The life of a New York performance artist was the last of my choices for research. I knew nothing of the artist and never expected to learn so much but through some of her work, I became interested in learning more about what this Marina Abramovic, had to offer. Upon reading about her, the first thing that popped up underneath the Google search was the expected Wikipedia description filled with basic brief information about her life and the things she has done in her life that made her a well-renounced artist.

According to Wiki...

Marina Abramovic is a Belgrade-born New York-based performance artist who began her career in the early 1970s. Active for over three decades, she has recently begun to describe herself as the "grandmother of performance art". Abramovic's work explores the relationship between performer and audience, the limits of the body, and the possibilities of the mind.

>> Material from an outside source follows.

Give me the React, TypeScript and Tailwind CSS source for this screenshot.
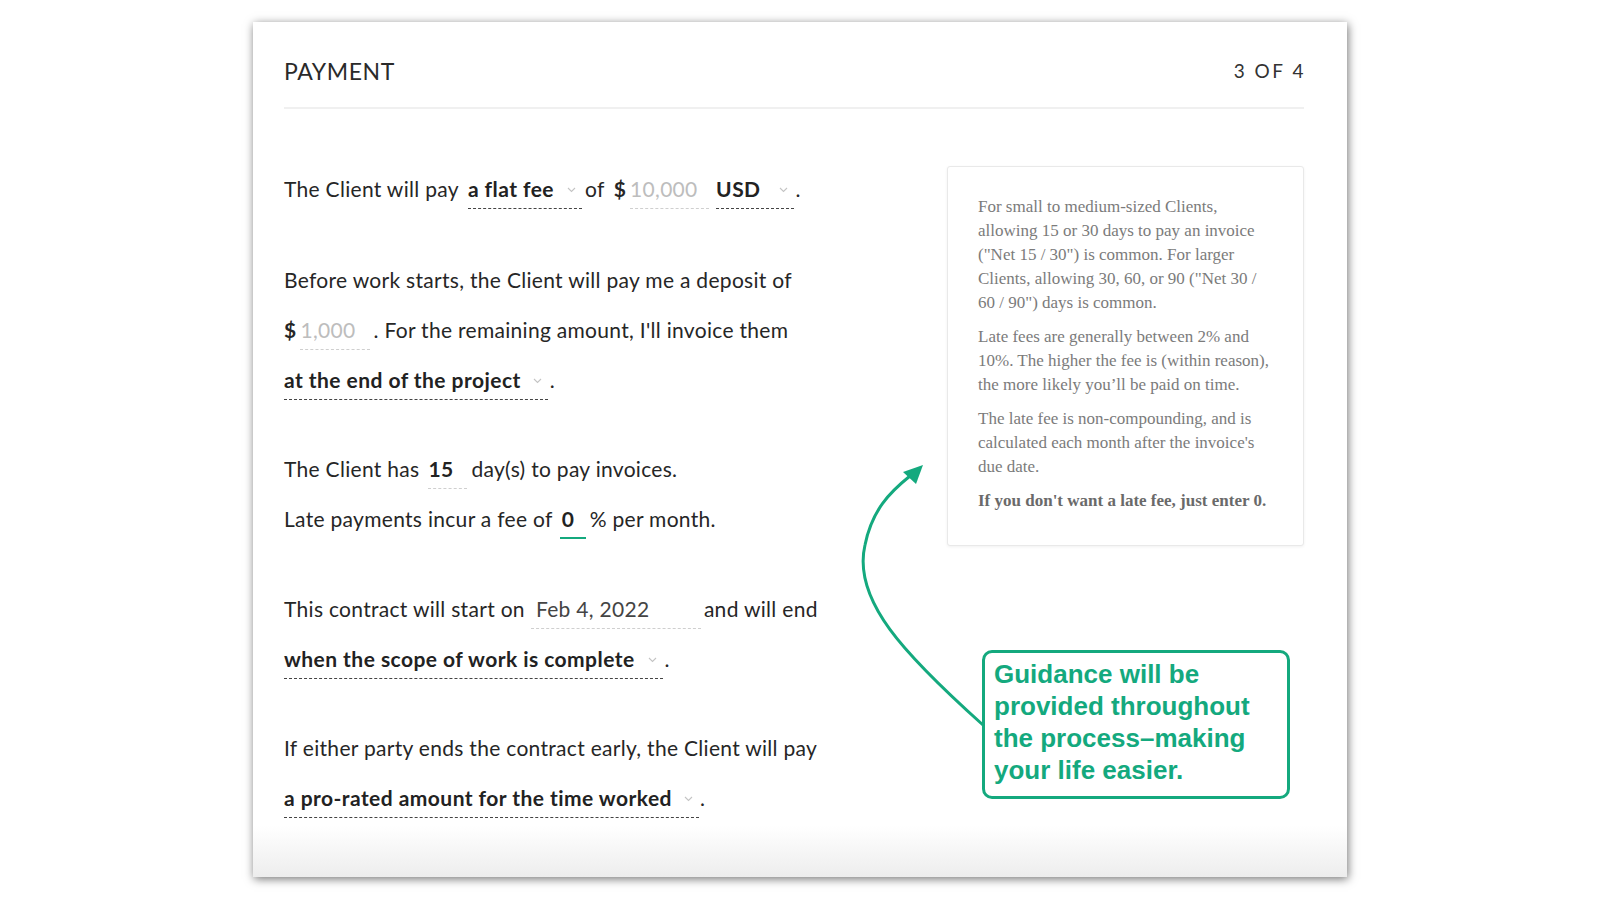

Early life of the Artist...

Marina Abramovic's great uncle was Patriarch Varnava of the Serbian Orthodox Church. Both of her parents were Partisans during the Second World War: her father Vojo was a commander who was acclaimed as a national hero after the War; her mother Danica was a major in the army, and in the mid-sixties was Director of the Museum of the Revolution and Art in Belgrade. Abramovic's father left the family in 1964. In an interview published in 1998, she described how her "mother took complete military-style control of me and my brother. I was not allowed to leave the house after 10 o'clock at night till I was 29 years old. All the performances in Yugoslavia I did before 10 o'clock in the evening because I had to be home then. It's completely insane, but all of my cutting myself, whipping myself, burning myself, almost losing my life in the firestar, everything was done before 10 in the evening."
Abramovic was a student at the Academy of Fine Arts in Belgrade from 1965–70. She completed her post-graduate studies at the Academy of Fine Arts in Zagreb, SR Croatia in 1972. From 1973 to 1975, she taught at the Academy of Fine Arts at Novi Sad, while implementing her first solo performances.
From 1971 to 1976, she was married to Nesa Paripovic. In 1976, Abramović left Yugoslavia and moved to Amsterdam.